Kwon receives R01 grant for reading difficulty in glaucoma patients

Glaucoma affects more than 3 million people in the United States and is the leading cause of blindness in African-Americans.
Written by: Jessica Martindale
Media contact: Adam Pope, arpope@uab.edu


MiYoung Kwon 2017MiYoung KwonMiYoung Kwon, Ph.D., assistant professor in the University of Alabama at Birmingham Department of Ophthalmology, has received her first R01 grant from the National Institutes of Health to study the perceptual mechanisms responsible for reading difficulty in people with glaucoma.

Glaucoma is a group of eye disorders that have few symptoms in their early stages, but eventually leads to damage of the optic nerve — the bundle of nerve fibers that carry information from the eye to the brain — which can then lead to vision loss or complete blindness. Glaucoma affects more than 3 million people in the United States and is the leading cause of blindness in African-Americans. Globally, 60.5 million people had glaucoma in 2010; but given the world’s aging population, this number may increase to 80 million by 2020.

“There is a viewpoint that glaucoma spares central vision because glaucoma develops slowly with the initial loss of peripheral vision,” Kwon said. “However, studies show that individuals with glaucoma, even in the early stages of the disease, report reading problems as one of their main difficulties. Despite this clinical significance, to date, little attention has been paid to understanding how glaucomatous damage undermines central vision tasks, such as reading.”

Thanks to recent advances in retinal imaging technology, researchers now know the macula — the central portion of the retina responsible for high-acuity vision — is significantly affected even in the early stages of glaucoma. Kwon’s research aims to investigate the functional impact of this macular damage. The outcome of her research should reveal the perceptual factors underlying reading difficulties, and help guide clinicians to prescribe appropriate reading aids and rehabilitative strategies to glaucoma patients.

A major milestone

With this R01 grant, the UAB Department of Ophthalmology achieved another significant breakthrough for the department. All UAB Ophthalmology researchers are now funded by one or more R01 grants as primary investigators. As of Sept. 1, the department now has 18 R01 grants, two R21 grants and one K23 grant.

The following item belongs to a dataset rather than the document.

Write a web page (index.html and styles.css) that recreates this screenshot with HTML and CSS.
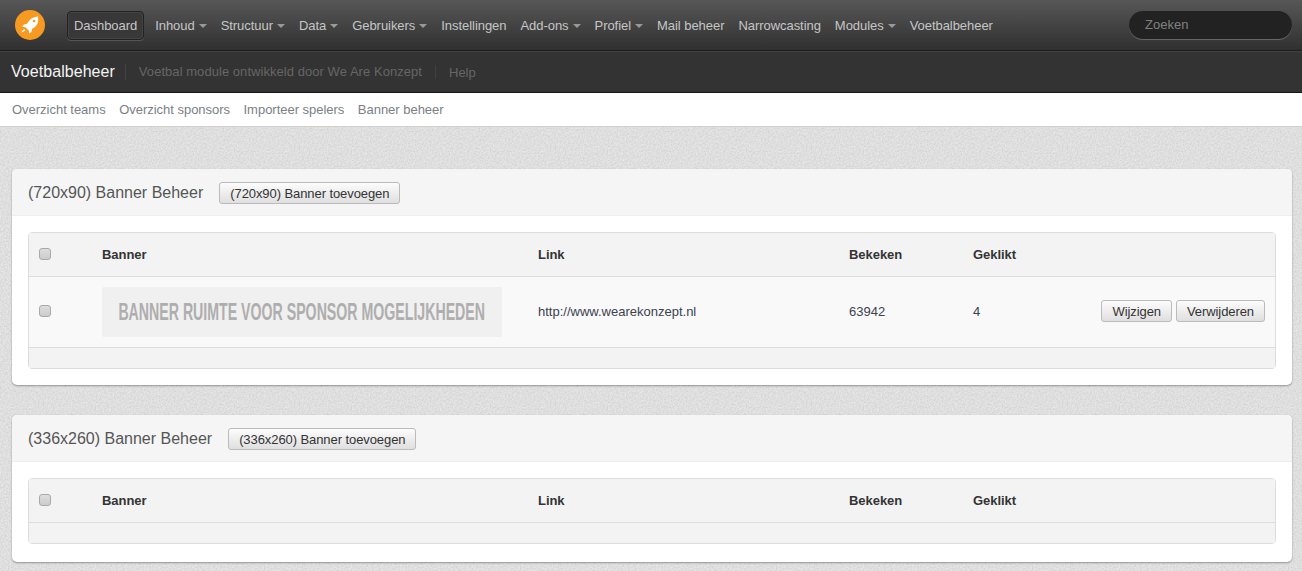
FILE: index.html
```html
<!DOCTYPE html>
<html lang="nl">
<head>
<meta charset="utf-8">
<title>Voetbalbeheer</title>
<link rel="stylesheet" href="styles.css">
</head>
<body>
<header class="topbar">
  <svg class="logo" viewBox="0 0 30 30" width="30" height="30" aria-hidden="true">
    <circle cx="15" cy="15" r="15" fill="#f79a22"/>
    <path d="M23 6.500c-4.200.2-7.300 2-9.600 5.200l-1.500 2.300-3.200.6-1.400 2.200 3.200.4 3.300 3.300.4 3 2.200-1.400.6-3.200 2.300-1.500c3.200-2.300 4.500-5.800 3.700-10.500z" fill="#fff"/>
    <path d="M9.500 19.200c-1.400.4-2.500 1.500-2.900 3.100 1.500-.3 2.800-1.100 3.800-2.200z" fill="#fff"/>
    <circle cx="19" cy="11" r="1.300" fill="#f79a22"/>
  </svg>
  <nav class="mainnav">
    <a class="item active">Dashboard</a>
    <a class="item caret">Inhoud</a>
    <a class="item caret">Structuur</a>
    <a class="item caret">Data</a>
    <a class="item caret">Gebruikers</a>
    <a class="item">Instellingen</a>
    <a class="item caret">Add-ons</a>
    <a class="item caret">Profiel</a>
    <a class="item">Mail beheer</a>
    <a class="item">Narrowcasting</a>
    <a class="item caret">Modules</a>
    <a class="item">Voetbalbeheer</a>
  </nav>
  <div class="search">Zoeken</div>
</header>
<div class="subbar">
  <span class="brand">Voetbalbeheer</span>
  <span class="desc">Voetbal module ontwikkeld door We Are Konzept</span>
  <span class="help">Help</span>
</div>
<nav class="tabs">
  <a>Overzicht teams</a>
  <a>Overzicht sponsors</a>
  <a>Importeer spelers</a>
  <a>Banner beheer</a>
</nav>
<main class="content">
  <section class="panel">
    <div class="panel-head">
      <h2>(720x90) Banner Beheer</h2>
      <button class="btn">(720x90) Banner toevoegen</button>
    </div>
    <div class="panel-body">
      <table class="grid">
        <thead>
          <tr><th class="c-check"><span class="check"></span></th><th class="c-banner">Banner</th><th class="c-link">Link</th><th class="c-views">Bekeken</th><th class="c-clicks">Geklikt</th><th></th></tr>
        </thead>
        <tbody>
          <tr>
            <td class="cell"><span class="check"></span></td>
            <td><div class="banner"><span class="banner-text">BANNER RUIMTE VOOR SPONSOR MOGELIJKHEDEN</span></div></td>
            <td class="cell">http://www.wearekonzept.nl</td>
            <td class="cell">63942</td>
            <td class="cell">4</td>
            <td class="cell actions"><button class="btn">Wijzigen</button><button class="btn">Verwijderen</button></td>
          </tr>
        </tbody>
        <tfoot><tr><td colspan="6"></td></tr></tfoot>
      </table>
    </div>
  </section>
  <section class="panel">
    <div class="panel-head">
      <h2>(336x260) Banner Beheer</h2>
      <button class="btn">(336x260) Banner toevoegen</button>
    </div>
    <div class="panel-body tall">
      <table class="grid">
        <thead>
          <tr><th class="c-check"><span class="check"></span></th><th class="c-banner">Banner</th><th class="c-link">Link</th><th class="c-views">Bekeken</th><th class="c-clicks">Geklikt</th><th></th></tr>
        </thead>
        <tfoot><tr><td colspan="6"></td></tr></tfoot>
      </table>
    </div>
  </section>
</main>
</body>
</html>
```
FILE: styles.css
```css
* { box-sizing: border-box; }
html, body { margin: 0; height: 571px; overflow: hidden; }
body {
  font-family: "Liberation Sans", Arial, sans-serif;
  font-size: 13px;
  color: #333;
  background-color: #e6e6e6;
  background-image: url("data:image/svg+xml,%3Csvg xmlns='http://www.w3.org/2000/svg' width='256' height='256'%3E%3Cfilter id='n' x='0' y='0' width='100%25' height='100%25'%3E%3CfeTurbulence type='fractalNoise' baseFrequency='.6' numOctaves='4' stitchTiles='stitch'/%3E%3CfeColorMatrix values='0 0 0 0 .5 0 0 0 0 .5 0 0 0 0 .5 .8 0 0 0 -.22'/%3E%3C/filter%3E%3Crect width='256' height='256' filter='url(%23n)'/%3E%3C/svg%3E");
}
.topbar {
  height: 51px;
  display: flex;
  align-items: center;
  padding-left: 15px;
  background: linear-gradient(#575757, #303030);
  border-bottom: 1px solid #1c1c1c;
}
.logo { flex: none; margin-right: 22px; }
.mainnav { display: flex; align-items: center; }
.item {
  font-size: 13px;
  letter-spacing: -.05px;
  color: #c6c6c6;
  padding: 0 6px;
  height: 29px;
  line-height: 27px;
  border: 1px solid transparent;
  border-radius: 4px;
  white-space: nowrap;
}
.item.active {
  background: #383838;
  border-color: #222;
  box-shadow: inset 0 0 0 1px #444, 0 1px 0 #555;
  margin-right: 4px;
}
.caret::after {
  content: "";
  display: inline-block;
  margin-left: 4px;
  vertical-align: 2px;
  border-left: 4px solid transparent;
  border-right: 4px solid transparent;
  border-top: 4px solid #999;
}
.search {
  margin-left: auto;
  margin-right: 10px;
  width: 163px;
  height: 28px;
  line-height: 27px;
  padding-left: 16px;
  border-radius: 14px;
  background: #222;
  color: #808080;
  font-size: 13px;
  box-shadow: 0 1px 0 #666;
}
.subbar {
  height: 42px;
  display: flex;
  align-items: center;
  padding-left: 11px;
  background: #333;
  border-top: 1px solid #444;
  border-bottom: 1px solid #161616;
}
.brand { font-size: 16px; letter-spacing: .05px; color: #f4f4f4; padding-right: 10px; border-right: 1px solid #444; line-height: 16px; margin-right: 13px; }
.desc { font-size: 13px; letter-spacing: .05px; color: #666; padding-right: 13px; border-right: 1px solid #3f3f3f; margin-right: 13px; line-height: 14px; }
.help { font-size: 13px; color: #666; }
.tabs {
  height: 34px;
  display: flex;
  align-items: center;
  gap: 13.5px;
  padding-left: 12px;
  background: #fff;
  border-bottom: 1px solid #d0d0d0;
  font-size: 13px;
  letter-spacing: -.02px;
  color: #7b7f85;
}
.content { padding: 42px 10px 0 12px; }
.panel {
  margin-bottom: 30px;
  background: #fff;
  border-radius: 5px;
  box-shadow: 0 1px 2px rgba(0, 0, 0, .35);
}
.panel-head {
  height: 47px;
  display: flex;
  align-items: center;
  gap: 16px;
  padding-left: 16px;
  background: #f5f5f5;
  border-bottom: 1px solid #eee;
  border-radius: 5px 5px 0 0;
}
h2 { margin: 2px 0 0; font-size: 16px; font-weight: 400; color: #555; }
.btn {
  height: 22px;
  padding: 0 10px;
  border: 1px solid #bbb;
  border-radius: 3px;
  background: linear-gradient(#fcfcfc, #dfdfdf);
  color: #333;
  font: 13px "Liberation Sans", Arial, sans-serif;
  letter-spacing: -.08px;
}
.panel-head .btn { margin-top: 2px; }
.panel-body { padding: 16px; }
.panel-body.tall { padding-bottom: 18px; }
.grid {
  width: 100%;
  table-layout: fixed;
  border-collapse: separate;
  border-spacing: 0;
  border: 1px solid #ddd;
  border-radius: 4px;
  background: #f9f9f9;
}
.grid th { height: 44px; text-align: left; font-size: 13px; letter-spacing: -.05px; color: #333; background: #f3f3f3; border-bottom: 1px solid #ddd; padding: 0; }
.grid td { height: 71px; border-bottom: 1px solid #ddd; padding: 0; color: #3c4250; }
.grid td.cell { padding-bottom: 2px; }
.grid tfoot td { height: 20px; background: #f3f3f3; border-bottom: 0; }
.c-check { width: 73px; padding-left: 10px !important; }
.grid td:first-child { padding-left: 10px; }
.grid tfoot td:first-child { padding-left: 0; }
.c-banner { width: 436px; }
.c-link { width: 311px; }
.c-views { width: 124px; }
.c-clicks { width: 120px; }
.check {
  display: block;
  width: 12px;
  height: 12px;
  border: 1px solid #aaa;
  border-radius: 3px;
  background: linear-gradient(#ddd, #ccc);
}
th .check { margin-bottom: 2px; }
.banner {
  display: flex;
  justify-content: center;
  align-items: center;
  width: 400px;
  height: 50px;
  background: #f0f0f0;
  border-radius: 2px;
}
.banner-text {
  flex: none;
  color: #aeaeae;
  font-size: 24px;
  font-weight: 700;
  white-space: nowrap;
  transform: scaleX(.59);
}
.actions { text-align: right; padding-right: 10px !important; }
.actions .btn { margin-left: 4px; }
```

“Dr. Kwon is a part of the next generation of researchers who have joined UAB and driven the department forward to a point where all of our scientists have 100 percent active NIH grant funding as principal investigators,” said Christopher Girkin, M.D., professor of ophthalmology and EyeSight Foundation of Alabama chair of ophthalmology at UAB Callahan Eye Hospital. “This advancement allows for the retention and expansion of our universitywide core grant.”